Não vou me alongar sobre a impossibilidade disso pelo conceito antropológico cultural e universal da hipodescendência (não confundir com o racista “one drop rule’) e da impossibilidade teórica da ideia biológica de “mestiço”. Uma vez que hoje é sabido que TODOS humanos pertencem à uma única e mesma espécie/raça, a homo sapiens, e não há pela mais simples lógica “mestiços” nos cruzamentos entre a mesma espécie/raça… .
CONCLUSÃO
Lembramos que sob a mesma origem e história de escravidão e o mesmo impedimento do “defeito de cor”, tanto pretos quanto pardos viveram oficialmente durante séculos, e hoje ainda juntos enfrentamos as consequências dessa história comum, nossa identidade negra/afrodescendente, que já foi chamada também de “homens de cor”.

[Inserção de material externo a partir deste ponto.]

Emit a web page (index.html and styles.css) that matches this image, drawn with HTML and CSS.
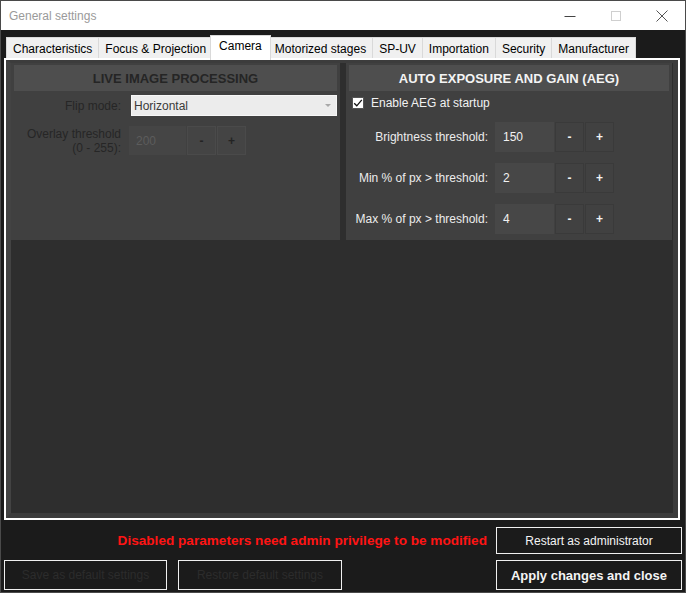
FILE: index.html
```html
<!DOCTYPE html>
<html>
<head>
<meta charset="utf-8">
<title>General settings</title>
<link rel="stylesheet" href="styles.css">
</head>
<body>
<div class="window">
  <div class="titlebar">
    <span class="title">General settings</span>
    <div class="controls">
      <div class="ctl"><svg width="12" height="12" viewBox="0 0 12 12"><path d="M0.5 6.5H11.5" stroke="#444" stroke-width="1"/></svg></div>
      <div class="ctl"><svg width="12" height="12" viewBox="0 0 12 12"><rect x="1.5" y="1.5" width="9" height="9" fill="none" stroke="#cfcfcf" stroke-width="1"/></svg></div>
      <div class="ctl"><svg width="12" height="12" viewBox="0 0 12 12"><path d="M0.5 0.5L11.5 11.5M11.5 0.5L0.5 11.5" stroke="#555" stroke-width="1"/></svg></div>
    </div>
  </div>

  <div class="tabs">
    <div class="tab">Characteristics</div>
    <div class="tab">Focus &amp; Projection</div>
    <div class="tab active">Camera</div>
    <div class="tab">Motorized stages</div>
    <div class="tab">SP-UV</div>
    <div class="tab">Importation</div>
    <div class="tab">Security</div>
    <div class="tab">Manufacturer</div>
  </div>

  <div class="tabpage">
    <div class="page-inner">
      <div class="panels">
        <section class="panel disabled">
          <div class="panel-head">LIVE IMAGE PROCESSING</div>
          <div class="row flip-row">
            <span class="label lbl-left">Flip mode:</span>
            <div class="combo"><span>Horizontal</span><span class="arrow"></span></div>
          </div>
          <div class="row spin-row left-spin">
            <span class="label lbl-left">Overlay threshold<br>(0 - 255):</span>
            <div class="spinner">
              <div class="num num-left">200</div>
              <div class="btn">-</div>
              <div class="btn">+</div>
            </div>
          </div>
        </section>

        <section class="panel">
          <div class="panel-head">AUTO EXPOSURE AND GAIN (AEG)</div>
          <div class="check-row">
            <span class="checkbox"><svg width="10" height="10" viewBox="0 0 10 10"><path d="M1.2 5.2L3.8 7.8L8.8 1.8" fill="none" stroke="#111" stroke-width="1.3"/></svg></span>
            <span>Enable AEG at startup</span>
          </div>
          <div class="rows">
            <div class="row spin-row">
              <span class="label lbl-right">Brightness threshold:</span>
              <div class="spinner">
                <div class="num">150</div>
                <div class="btn">-</div>
                <div class="btn">+</div>
              </div>
            </div>
            <div class="row spin-row">
              <span class="label lbl-right">Min % of px &gt; threshold:</span>
              <div class="spinner">
                <div class="num">2</div>
                <div class="btn">-</div>
                <div class="btn">+</div>
              </div>
            </div>
            <div class="row spin-row">
              <span class="label lbl-right">Max % of px &gt; threshold:</span>
              <div class="spinner">
                <div class="num">4</div>
                <div class="btn">-</div>
                <div class="btn">+</div>
              </div>
            </div>
          </div>
        </section>
      </div>
    </div>
  </div>

  <div class="footer">
    <div class="foot-row top">
      <span class="warning">Disabled parameters need admin privilege to be modified</span>
      <button class="fbtn restart">Restart as administrator</button>
    </div>
    <div class="foot-row bottom">
      <button class="fbtn off save">Save as default settings</button>
      <button class="fbtn off restore">Restore default settings</button>
      <button class="fbtn apply">Apply changes and close</button>
    </div>
  </div>
</div>
</body>
</html>
```

FILE: styles.css
```css
* { box-sizing: border-box; }
html, body { margin: 0; padding: 0; }
body {
  width: 686px;
  height: 593px;
  overflow: hidden;
  font-family: "Liberation Sans", Arial, sans-serif;
  font-size: 12px;
  background: #1b1b1b;
}
.window {
  width: 686px;
  height: 593px;
  border: 1px solid #4a4a4a;
  background: #1b1b1b;
  display: flex;
  flex-direction: column;
}

/* title bar */
.titlebar {
  height: 29px;
  flex-shrink: 0;
  background: #ffffff;
  display: flex;
  align-items: center;
}
.title {
  margin-left: 8px;
  color: #9a9a9a;
  font-size: 12px;
  padding-top: 1px;
}
.controls { margin-left: auto; display: flex; height: 100%; }
.ctl {
  width: 46px;
  height: 29px;
  display: flex;
  align-items: center;
  justify-content: center;
}

/* tabs */
.tabs {
  height: 28px;
  flex-shrink: 0;
  display: flex;
  align-items: flex-end;
  padding-left: 5px;
}
.tab {
  height: 21px;
  padding: 0 6px;
  background: #f0f0f0;
  border: 1px solid #d9d9d9;
  border-bottom: none;
  border-left: none;
  color: #000;
  font-size: 12px;
  line-height: 20px;
  padding-top: 1px;
  white-space: nowrap;
}
.tab:first-child { border-left: 1px solid #d9d9d9; }
.tab.active {
  position: relative;
  z-index: 1;
  height: 25px;
  margin: 0 -2px -2px -3px;
  padding: 0 8px;
  background: #ffffff;
  border: 1px solid #d9d9d9;
  border-bottom: none;
  line-height: 20px;
}

/* tab page */
.tabpage {
  height: 462px;
  flex-shrink: 0;
  margin: 0 5px 0 3px;
  border: 2px solid #ffffff;
}
.page-inner {
  height: 100%;
  border: 5px solid #3c3c3c;
  border-top-width: 3px;
  border-left-color: #434343;
  background: #2e2e2e;
}
.panels {
  display: flex;
  gap: 6px;
  padding-right: 1px;
}
.panel {
  height: 177px;
  background: #404040;
  padding: 2px 3px 3px;
  color: #ececec;
}
.panel:first-child { width: 329px; }
.panel:last-child { flex: 1; }
.panel-head {
  height: 26px;
  background: #4e4e4e;
  color: #f4f4f4;
  font-weight: bold;
  font-size: 13px;
  display: flex;
  align-items: center;
  justify-content: center;
  padding-top: 1px;
}
.panel.disabled .panel-head { color: #252525; }

.row { display: flex; align-items: center; }
.label { text-align: right; flex-shrink: 0; line-height: 14px; }
.lbl-left { width: 107px; color: #262626; font-size: 12px; }
.lbl-right { width: 139px; color: #ececec; font-size: 12px; }

.flip-row { margin-top: 4px; height: 21px; }
.combo {
  margin-left: 10px;
  width: 206px;
  height: 21px;
  background: #ececec;
  border: 1px solid #f7f7f7;
  display: flex;
  align-items: center;
  padding-left: 2px;
  color: #3a3a3a;
  font-size: 12px;
}
.arrow {
  margin-left: auto;
  margin-right: 5px;
  width: 0;
  height: 0;
  border-left: 3px solid transparent;
  border-right: 3px solid transparent;
  border-top: 3px solid #a8a8a8;
}

.spin-row { height: 30px; }
.left-spin { margin-top: 10px; height: 29px; }
.left-spin .spinner { margin-left: 8px; }
.spinner { display: flex; gap: 1px; margin-left: 7px; height: 100%; }
.num {
  width: 59px;
  height: 100%;
  background: #474747;
  color: #f2f2f2;
  font-size: 12px;
  padding-left: 8px;
  display: flex;
  align-items: center;
}
.num-left { width: 57px; padding-left: 7px; background: #454545; color: #5c5c5c; }
.btn {
  width: 29px;
  height: 100%;
  background: #414141;
  border: 1px solid #3a3a3a;
  color: #f2f2f2;
  font-weight: bold;
  font-size: 12px;
  display: flex;
  align-items: center;
  justify-content: center;
}
.disabled .btn { background: #444444; border-color: #4a4a4a; color: #232323; }

.check-row {
  margin-top: 6px;
  height: 12px;
  display: flex;
  align-items: center;
  gap: 7px;
  padding-left: 3px;
  font-size: 12px;
  color: #f2f2f2;
}
.checkbox {
  width: 12px;
  height: 12px;
  background: #ffffff;
  border: 1px solid #555;
  display: flex;
  align-items: center;
  justify-content: center;
}
.rows {
  margin-top: 13px;
  display: flex;
  flex-direction: column;
  gap: 11px;
}

/* footer */
.footer {
  flex: 1;
  padding: 7px 3px 0 3px;
  display: flex;
  flex-direction: column;
  gap: 6px;
}
.foot-row { display: flex; align-items: center; }
.foot-row.top { justify-content: flex-end; gap: 9px; }
.warning {
  color: #ff1414;
  font-weight: bold;
  font-size: 13.6px;
}
.fbtn {
  font-family: "Liberation Sans", Arial, sans-serif;
  background: #1b1b1b;
  border: 1px solid #f0f0f0;
  color: #f4f4f4;
  font-size: 12px;
  padding: 0;
  margin: 0;
}
.restart { width: 186px; height: 27px; }
.bottom .fbtn { height: 30px; }
.save { width: 163px; }
.restore { width: 164px; margin-left: 11px; }
.off { color: #2c2c2c; }
.apply { width: 186px; margin-left: auto; font-weight: bold; font-size: 13px; }
```
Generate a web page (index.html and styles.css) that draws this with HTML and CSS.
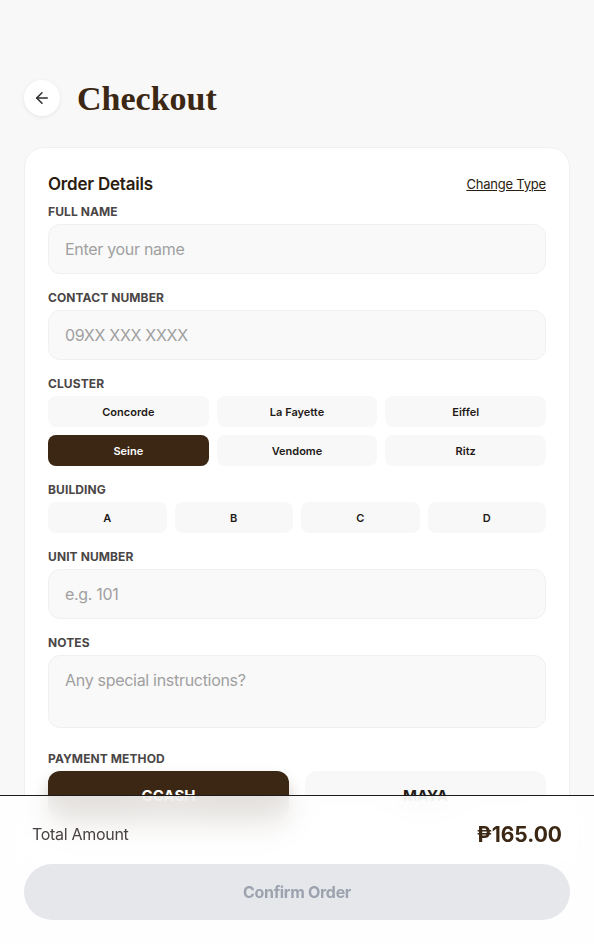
FILE: index.html
```html
<!DOCTYPE html>
<html lang="en">
<head>
<meta charset="utf-8">
<title>Checkout</title>
<link rel="stylesheet" href="styles.css">
</head>
<body>
<main class="page">
  <header class="header">
    <button class="back" aria-label="Back">
      <svg width="18" height="18" viewBox="0 0 24 24" fill="none" stroke="#2b2b2b" stroke-width="2" stroke-linecap="round" stroke-linejoin="round"><path d="M19 12H5"/><path d="M12 19l-7-7 7-7"/></svg>
    </button>
    <h1 class="title">Checkout</h1>
  </header>

  <section class="card">
    <div class="card-head">
      <h2 class="card-title">Order Details</h2>
      <a class="change" href="#">Change Type</a>
    </div>
    <div class="fields">
      <div class="field">
        <label class="label">Full Name</label>
        <input class="input" type="text" placeholder="Enter your name">
      </div>
      <div class="field">
        <label class="label">Contact Number</label>
        <input class="input" type="text" placeholder="09XX XXX XXXX">
      </div>
      <div class="field">
        <label class="label">Cluster</label>
        <div class="grid grid-3">
          <button class="opt">Concorde</button>
          <button class="opt">La Fayette</button>
          <button class="opt">Eiffel</button>
          <button class="opt opt-active">Seine</button>
          <button class="opt">Vendome</button>
          <button class="opt">Ritz</button>
        </div>
      </div>
      <div class="field">
        <label class="label">Building</label>
        <div class="grid grid-4">
          <button class="opt">A</button>
          <button class="opt">B</button>
          <button class="opt">C</button>
          <button class="opt">D</button>
        </div>
      </div>
      <div class="field">
        <label class="label">Unit Number</label>
        <input class="input" type="text" placeholder="e.g. 101">
      </div>
      <div class="field field-notes">
        <label class="label">Notes</label>
        <textarea class="input textarea" placeholder="Any special instructions?"></textarea>
      </div>
      <div class="field">
        <label class="label">Payment Method</label>
        <div class="pay">
          <button class="pay-btn pay-active">GCASH</button>
          <button class="pay-btn">MAYA</button>
        </div>
      </div>
    </div>
  </section>
</main>

<footer class="bar">
  <div class="total">
    <span class="total-label">Total Amount</span>
    <span class="total-value">₱165.00</span>
  </div>
  <button class="confirm" disabled>Confirm Order</button>
</footer>
</body>
</html>
```

FILE: styles.css
```css
* { box-sizing: border-box; }

body {
  margin: 0;
  background: #f8f8f8;
  font-family: "Inter", "Noto Sans", "DejaVu Sans", sans-serif;
  color: #2b1d10;
}

.page {
  padding: 80px 24px 200px;
}

.header {
  display: flex;
  align-items: center;
  gap: 17px;
  height: 36px;
}

.back {
  width: 36px;
  height: 36px;
  border-radius: 50%;
  border: none;
  background: #ffffff;
  box-shadow: 0 1px 4px rgba(0, 0, 0, 0.08);
  display: flex;
  align-items: center;
  justify-content: center;
  padding: 0;
}

.title {
  margin: 0;
  font-family: "Liberation Serif", "DejaVu Serif", serif;
  font-weight: 700;
  font-size: 34px;
  line-height: 1;
  color: #3b2713;
  padding-top: 1px;
}

.card {
  margin-top: 31px;
  background: #ffffff;
  border: 1px solid #f0f0f0;
  border-radius: 20px;
  padding: 23px 23px 40px;
}

.card-head {
  display: flex;
  justify-content: space-between;
  align-items: center;
  height: 26px;
  margin-bottom: 6px;
}

.card-title {
  margin: 0;
  font-size: 17px;
  font-weight: 600;
  color: #2b1d10;
  letter-spacing: -0.2px;
}

.change {
  font-size: 13px;
  color: #2b1d10;
  text-decoration: underline;
  letter-spacing: -0.2px;
}

.fields {
  display: flex;
  flex-direction: column;
  gap: 15px;
}

.label {
  display: block;
  font-size: 12px;
  line-height: 16px;
  font-weight: 700;
  text-transform: uppercase;
  color: #4a4646;
  letter-spacing: 0.1px;
  padding-top: 1px;
  margin-bottom: 4px;
}

.input {
  display: block;
  width: 100%;
  height: 50px;
  border: 1px solid #f0f0f0;
  background: #f9f9f9;
  border-radius: 12px;
  padding: 0 16px;
  font-family: inherit;
  font-size: 16px;
  color: #2b1d10;
  outline: none;
}

.input::placeholder {
  color: #a0a0a0;
  letter-spacing: -0.3px;
}

.textarea {
  height: 73px;
  padding: 12px 16px;
  line-height: 24px;
  resize: none;
}

.field-notes {
  margin-bottom: 7px;
}

.grid {
  display: grid;
  gap: 8px;
}

.grid-3 { grid-template-columns: repeat(3, 1fr); }
.grid-4 { grid-template-columns: repeat(4, 1fr); }

.opt {
  height: 31px;
  border: none;
  border-radius: 8px;
  background: #f8f8f8;
  font-family: inherit;
  font-size: 11px;
  font-weight: 600;
  color: #1f1a17;
  padding: 0;
}

.opt-active {
  background: #3b2713;
  color: #ffffff;
}

.pay {
  display: grid;
  grid-template-columns: 1fr 1fr;
  gap: 16px;
}

.pay-btn {
  height: 48px;
  border: none;
  border-radius: 12px;
  background: #f8f8f8;
  font-family: inherit;
  font-size: 15px;
  font-weight: 700;
  color: #1f1a17;
}

.pay-active {
  background: #3b2713;
  color: #ffffff;
  box-shadow: 0 10px 18px -3px rgba(59, 39, 19, 0.4);
}

.bar {
  position: fixed;
  left: 0;
  right: 0;
  bottom: 0;
  height: 149px;
  border-top: 1px solid #1c1c1c;
  background: rgba(255, 255, 255, 0.86);
  backdrop-filter: blur(14px);
  padding: 24px 24px 24px;
}

.total {
  display: flex;
  justify-content: space-between;
  align-items: center;
  height: 28px;
  padding: 0 8px;
  margin-bottom: 16px;
}

.total-label {
  font-size: 16px;
  color: #4a4242;
  letter-spacing: -0.3px;
}

.total-value {
  font-size: 21px;
  font-weight: 700;
  color: #3b2713;
}

.confirm {
  display: block;
  width: 100%;
  height: 56px;
  border: none;
  border-radius: 28px;
  background: #e5e7eb;
  color: #9ca3af;
  font-family: inherit;
  font-size: 16px;
  font-weight: 700;
  letter-spacing: -0.3px;
}
```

Nossa identidade negra não será apagada, nem subtraída por gente que tenta fugir do estigma de se assumir negra e não pode e nunca poderá ser “branca”, tampouco indígena étnica. Sobra-lhes o caminho de negociar com esses últimos, acolhimento e uma subcategoria relacionada que lhes seja mais confortável, mas garantimos que não será “tomando” a categoria pardo e destruindo as décadas de trabalho de conscientização, unificação e luta negra… .
Cabe citar Luiz Gama, o negro pardo destacado no enredo “Um defeito de cor”: vide o texto “Emancipação”, publicado pela Gazeta do Povo em 1º de dezembro de 1880. ‘Em nós, ATÉ A COR É UM DEFEITO, um vício imperdoável de origem, o estigma de um crime; e vão ao ponto de esquecer que esta cor é a origem da riqueza de milhares de salteadores, que nos insultam ; que esta cor convencional da escravidão, (…) à semelhança da terra, (a)través da escura superfície, encerra vulcões, onde arde o fogo sagrado da liberdade.’
E também no poema satírico Primeiras trovas burlescas de Getulino: ” Se negro sou, ou sou bode Pouco importa. O que isto pode? Bodes há de toda a casta, Pois que a espécie é muito vasta… [..] Aqui, nesta boa terra, Marram todos, tudo berra; ”
Uma outra boa sacada de lucidez bem humorada, de que importa mais o que histórica e socialmente nos une enquanto “negros” ou “bodes” (pardos) do que filigranas de tom de pele, origem parcial ou “casta”.